What is needed: Your task is to quote the material that follows, in full and exactly.

Data provided:
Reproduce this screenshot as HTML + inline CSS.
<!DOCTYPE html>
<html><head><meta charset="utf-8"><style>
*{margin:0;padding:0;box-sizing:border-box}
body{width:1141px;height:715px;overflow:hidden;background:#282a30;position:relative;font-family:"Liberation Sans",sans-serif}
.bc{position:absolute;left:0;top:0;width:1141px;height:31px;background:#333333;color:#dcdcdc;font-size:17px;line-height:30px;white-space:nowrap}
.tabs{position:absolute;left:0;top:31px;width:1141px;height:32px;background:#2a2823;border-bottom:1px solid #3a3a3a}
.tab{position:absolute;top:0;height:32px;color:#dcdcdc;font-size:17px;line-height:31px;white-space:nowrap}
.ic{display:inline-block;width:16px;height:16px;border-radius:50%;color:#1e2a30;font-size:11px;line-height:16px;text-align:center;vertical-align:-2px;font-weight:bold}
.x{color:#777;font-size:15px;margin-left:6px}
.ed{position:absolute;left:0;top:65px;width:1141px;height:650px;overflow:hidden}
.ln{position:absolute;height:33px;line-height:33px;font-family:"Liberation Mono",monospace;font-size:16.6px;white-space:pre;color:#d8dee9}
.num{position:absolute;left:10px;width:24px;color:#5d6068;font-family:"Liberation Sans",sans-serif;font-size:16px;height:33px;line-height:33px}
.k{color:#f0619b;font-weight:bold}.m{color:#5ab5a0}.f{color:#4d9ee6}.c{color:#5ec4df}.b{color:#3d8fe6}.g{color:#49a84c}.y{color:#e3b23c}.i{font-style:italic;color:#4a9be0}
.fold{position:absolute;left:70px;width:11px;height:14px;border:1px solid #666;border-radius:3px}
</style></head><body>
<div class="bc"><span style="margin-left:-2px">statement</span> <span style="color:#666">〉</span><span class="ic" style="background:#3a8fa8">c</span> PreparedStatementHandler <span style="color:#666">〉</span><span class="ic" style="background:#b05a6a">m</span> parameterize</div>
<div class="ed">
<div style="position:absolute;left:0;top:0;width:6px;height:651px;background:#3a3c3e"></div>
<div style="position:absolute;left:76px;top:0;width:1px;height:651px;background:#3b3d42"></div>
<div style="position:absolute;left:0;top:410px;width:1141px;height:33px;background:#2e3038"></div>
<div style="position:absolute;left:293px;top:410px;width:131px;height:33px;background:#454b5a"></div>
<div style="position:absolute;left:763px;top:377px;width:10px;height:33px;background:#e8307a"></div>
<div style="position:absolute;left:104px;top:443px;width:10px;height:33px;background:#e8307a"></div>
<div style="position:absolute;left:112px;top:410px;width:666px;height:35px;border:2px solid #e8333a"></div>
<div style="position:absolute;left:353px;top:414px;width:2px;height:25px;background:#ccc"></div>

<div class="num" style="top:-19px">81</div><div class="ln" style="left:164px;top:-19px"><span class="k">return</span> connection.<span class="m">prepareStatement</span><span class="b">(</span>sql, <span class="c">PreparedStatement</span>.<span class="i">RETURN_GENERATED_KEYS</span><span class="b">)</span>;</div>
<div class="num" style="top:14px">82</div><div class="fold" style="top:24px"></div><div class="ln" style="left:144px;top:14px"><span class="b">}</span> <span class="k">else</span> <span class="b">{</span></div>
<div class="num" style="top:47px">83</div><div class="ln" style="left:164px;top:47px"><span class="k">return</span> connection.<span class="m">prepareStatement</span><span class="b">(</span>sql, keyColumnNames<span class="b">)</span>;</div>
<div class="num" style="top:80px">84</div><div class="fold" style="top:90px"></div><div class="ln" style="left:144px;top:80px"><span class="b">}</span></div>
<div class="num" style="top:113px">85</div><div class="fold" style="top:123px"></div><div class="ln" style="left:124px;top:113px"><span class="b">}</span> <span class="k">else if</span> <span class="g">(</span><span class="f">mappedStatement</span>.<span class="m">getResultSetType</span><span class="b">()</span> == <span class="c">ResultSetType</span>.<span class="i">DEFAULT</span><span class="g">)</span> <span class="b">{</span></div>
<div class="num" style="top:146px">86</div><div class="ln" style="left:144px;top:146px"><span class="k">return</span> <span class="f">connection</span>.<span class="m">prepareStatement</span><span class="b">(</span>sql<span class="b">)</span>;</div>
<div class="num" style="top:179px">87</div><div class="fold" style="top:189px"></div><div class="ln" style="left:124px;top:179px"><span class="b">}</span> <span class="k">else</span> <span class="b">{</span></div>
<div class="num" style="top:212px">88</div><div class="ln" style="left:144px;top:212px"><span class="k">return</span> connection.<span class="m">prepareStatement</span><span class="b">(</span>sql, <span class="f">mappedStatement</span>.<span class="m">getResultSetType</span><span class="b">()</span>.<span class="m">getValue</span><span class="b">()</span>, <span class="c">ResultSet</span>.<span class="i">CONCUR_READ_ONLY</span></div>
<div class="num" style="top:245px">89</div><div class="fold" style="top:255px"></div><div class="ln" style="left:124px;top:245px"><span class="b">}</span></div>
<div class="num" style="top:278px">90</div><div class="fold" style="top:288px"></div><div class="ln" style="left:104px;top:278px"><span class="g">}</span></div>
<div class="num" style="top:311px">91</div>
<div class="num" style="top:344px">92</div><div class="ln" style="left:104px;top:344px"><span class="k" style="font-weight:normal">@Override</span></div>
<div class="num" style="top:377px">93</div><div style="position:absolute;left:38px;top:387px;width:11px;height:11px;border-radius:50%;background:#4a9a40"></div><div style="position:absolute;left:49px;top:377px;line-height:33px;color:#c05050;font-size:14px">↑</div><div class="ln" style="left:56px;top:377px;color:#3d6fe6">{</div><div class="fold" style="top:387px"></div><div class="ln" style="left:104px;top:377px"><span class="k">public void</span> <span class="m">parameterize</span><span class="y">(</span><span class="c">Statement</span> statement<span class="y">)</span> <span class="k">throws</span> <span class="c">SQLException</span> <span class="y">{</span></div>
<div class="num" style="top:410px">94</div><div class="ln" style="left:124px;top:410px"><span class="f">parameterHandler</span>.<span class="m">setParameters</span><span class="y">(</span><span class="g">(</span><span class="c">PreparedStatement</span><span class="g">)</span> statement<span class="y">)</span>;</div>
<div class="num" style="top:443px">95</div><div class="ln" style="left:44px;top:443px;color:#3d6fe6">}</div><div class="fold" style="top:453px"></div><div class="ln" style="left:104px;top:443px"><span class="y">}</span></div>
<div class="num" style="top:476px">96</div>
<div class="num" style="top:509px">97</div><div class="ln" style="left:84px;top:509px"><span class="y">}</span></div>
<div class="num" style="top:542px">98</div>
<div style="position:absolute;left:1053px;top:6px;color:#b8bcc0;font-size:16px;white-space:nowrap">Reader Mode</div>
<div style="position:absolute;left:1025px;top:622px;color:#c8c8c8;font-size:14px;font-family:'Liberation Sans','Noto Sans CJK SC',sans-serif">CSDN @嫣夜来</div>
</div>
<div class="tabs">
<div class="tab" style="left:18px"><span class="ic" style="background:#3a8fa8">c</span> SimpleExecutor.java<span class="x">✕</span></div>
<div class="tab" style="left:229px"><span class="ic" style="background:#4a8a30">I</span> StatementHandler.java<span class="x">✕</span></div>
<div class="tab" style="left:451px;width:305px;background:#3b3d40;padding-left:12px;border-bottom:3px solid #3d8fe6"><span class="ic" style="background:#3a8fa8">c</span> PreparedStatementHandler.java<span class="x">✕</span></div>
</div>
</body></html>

Written answer:
Reproduce this screenshot as HTML + inline CSS.
<!DOCTYPE html>
<html><head><meta charset="utf-8"><style>
*{margin:0;padding:0;box-sizing:border-box}
body{width:1141px;height:715px;overflow:hidden;background:#282a30;position:relative;font-family:"Liberation Sans",sans-serif}
.bc{position:absolute;left:0;top:0;width:1141px;height:31px;background:#333333;color:#dcdcdc;font-size:17px;line-height:30px;white-space:nowrap}
.tabs{position:absolute;left:0;top:31px;width:1141px;height:32px;background:#2a2823;border-bottom:1px solid #3a3a3a}
.tab{position:absolute;top:0;height:32px;color:#dcdcdc;font-size:17px;line-height:31px;white-space:nowrap}
.ic{display:inline-block;width:16px;height:16px;border-radius:50%;color:#1e2a30;font-size:11px;line-height:16px;text-align:center;vertical-align:-2px;font-weight:bold}
.x{color:#777;font-size:15px;margin-left:6px}
.ed{position:absolute;left:0;top:65px;width:1141px;height:650px;overflow:hidden}
.ln{position:absolute;height:33px;line-height:33px;font-family:"Liberation Mono",monospace;font-size:16.6px;white-space:pre;color:#d8dee9}
.num{position:absolute;left:10px;width:24px;color:#5d6068;font-family:"Liberation Sans",sans-serif;font-size:16px;height:33px;line-height:33px}
.k{color:#f0619b;font-weight:bold}.m{color:#5ab5a0}.f{color:#4d9ee6}.c{color:#5ec4df}.b{color:#3d8fe6}.g{color:#49a84c}.y{color:#e3b23c}.i{font-style:italic;color:#4a9be0}
.fold{position:absolute;left:70px;width:11px;height:14px;border:1px solid #666;border-radius:3px}
</style></head><body>
<div class="bc"><span style="margin-left:-2px">statement</span> <span style="color:#666">〉</span><span class="ic" style="background:#3a8fa8">c</span> PreparedStatementHandler <span style="color:#666">〉</span><span class="ic" style="background:#b05a6a">m</span> parameterize</div>
<div class="ed">
<div style="position:absolute;left:0;top:0;width:6px;height:651px;background:#3a3c3e"></div>
<div style="position:absolute;left:76px;top:0;width:1px;height:651px;background:#3b3d42"></div>
<div style="position:absolute;left:0;top:410px;width:1141px;height:33px;background:#2e3038"></div>
<div style="position:absolute;left:293px;top:410px;width:131px;height:33px;background:#454b5a"></div>
<div style="position:absolute;left:763px;top:377px;width:10px;height:33px;background:#e8307a"></div>
<div style="position:absolute;left:104px;top:443px;width:10px;height:33px;background:#e8307a"></div>
<div style="position:absolute;left:112px;top:410px;width:666px;height:35px;border:2px solid #e8333a"></div>
<div style="position:absolute;left:353px;top:414px;width:2px;height:25px;background:#ccc"></div>

<div class="num" style="top:-19px">81</div><div class="ln" style="left:164px;top:-19px"><span class="k">return</span> connection.<span class="m">prepareStatement</span><span class="b">(</span>sql, <span class="c">PreparedStatement</span>.<span class="i">RETURN_GENERATED_KEYS</span><span class="b">)</span>;</div>
<div class="num" style="top:14px">82</div><div class="fold" style="top:24px"></div><div class="ln" style="left:144px;top:14px"><span class="b">}</span> <span class="k">else</span> <span class="b">{</span></div>
<div class="num" style="top:47px">83</div><div class="ln" style="left:164px;top:47px"><span class="k">return</span> connection.<span class="m">prepareStatement</span><span class="b">(</span>sql, keyColumnNames<span class="b">)</span>;</div>
<div class="num" style="top:80px">84</div><div class="fold" style="top:90px"></div><div class="ln" style="left:144px;top:80px"><span class="b">}</span></div>
<div class="num" style="top:113px">85</div><div class="fold" style="top:123px"></div><div class="ln" style="left:124px;top:113px"><span class="b">}</span> <span class="k">else if</span> <span class="g">(</span><span class="f">mappedStatement</span>.<span class="m">getResultSetType</span><span class="b">()</span> == <span class="c">ResultSetType</span>.<span class="i">DEFAULT</span><span class="g">)</span> <span class="b">{</span></div>
<div class="num" style="top:146px">86</div><div class="ln" style="left:144px;top:146px"><span class="k">return</span> <span class="f">connection</span>.<span class="m">prepareStatement</span><span class="b">(</span>sql<span class="b">)</span>;</div>
<div class="num" style="top:179px">87</div><div class="fold" style="top:189px"></div><div class="ln" style="left:124px;top:179px"><span class="b">}</span> <span class="k">else</span> <span class="b">{</span></div>
<div class="num" style="top:212px">88</div><div class="ln" style="left:144px;top:212px"><span class="k">return</span> connection.<span class="m">prepareStatement</span><span class="b">(</span>sql, <span class="f">mappedStatement</span>.<span class="m">getResultSetType</span><span class="b">()</span>.<span class="m">getValue</span><span class="b">()</span>, <span class="c">ResultSet</span>.<span class="i">CONCUR_READ_ONLY</span></div>
<div class="num" style="top:245px">89</div><div class="fold" style="top:255px"></div><div class="ln" style="left:124px;top:245px"><span class="b">}</span></div>
<div class="num" style="top:278px">90</div><div class="fold" style="top:288px"></div><div class="ln" style="left:104px;top:278px"><span class="g">}</span></div>
<div class="num" style="top:311px">91</div>
<div class="num" style="top:344px">92</div><div class="ln" style="left:104px;top:344px"><span class="k" style="font-weight:normal">@Override</span></div>
<div class="num" style="top:377px">93</div><div style="position:absolute;left:38px;top:387px;width:11px;height:11px;border-radius:50%;background:#4a9a40"></div><div style="position:absolute;left:49px;top:377px;line-height:33px;color:#c05050;font-size:14px">↑</div><div class="ln" style="left:56px;top:377px;color:#3d6fe6">{</div><div class="fold" style="top:387px"></div><div class="ln" style="left:104px;top:377px"><span class="k">public void</span> <span class="m">parameterize</span><span class="y">(</span><span class="c">Statement</span> statement<span class="y">)</span> <span class="k">throws</span> <span class="c">SQLException</span> <span class="y">{</span></div>
<div class="num" style="top:410px">94</div><div class="ln" style="left:124px;top:410px"><span class="f">parameterHandler</span>.<span class="m">setParameters</span><span class="y">(</span><span class="g">(</span><span class="c">PreparedStatement</span><span class="g">)</span> statement<span class="y">)</span>;</div>
<div class="num" style="top:443px">95</div><div class="ln" style="left:44px;top:443px;color:#3d6fe6">}</div><div class="fold" style="top:453px"></div><div class="ln" style="left:104px;top:443px"><span class="y">}</span></div>
<div class="num" style="top:476px">96</div>
<div class="num" style="top:509px">97</div><div class="ln" style="left:84px;top:509px"><span class="y">}</span></div>
<div class="num" style="top:542px">98</div>
<div style="position:absolute;left:1053px;top:6px;color:#b8bcc0;font-size:16px;white-space:nowrap">Reader Mode</div>
<div style="position:absolute;left:1025px;top:622px;color:#c8c8c8;font-size:14px;font-family:'Liberation Sans','Noto Sans CJK SC',sans-serif">CSDN @嫣夜来</div>
</div>
<div class="tabs">
<div class="tab" style="left:18px"><span class="ic" style="background:#3a8fa8">c</span> SimpleExecutor.java<span class="x">✕</span></div>
<div class="tab" style="left:229px"><span class="ic" style="background:#4a8a30">I</span> StatementHandler.java<span class="x">✕</span></div>
<div class="tab" style="left:451px;width:305px;background:#3b3d40;padding-left:12px;border-bottom:3px solid #3d8fe6"><span class="ic" style="background:#3a8fa8">c</span> PreparedStatementHandler.java<span class="x">✕</span></div>
</div>
</body></html>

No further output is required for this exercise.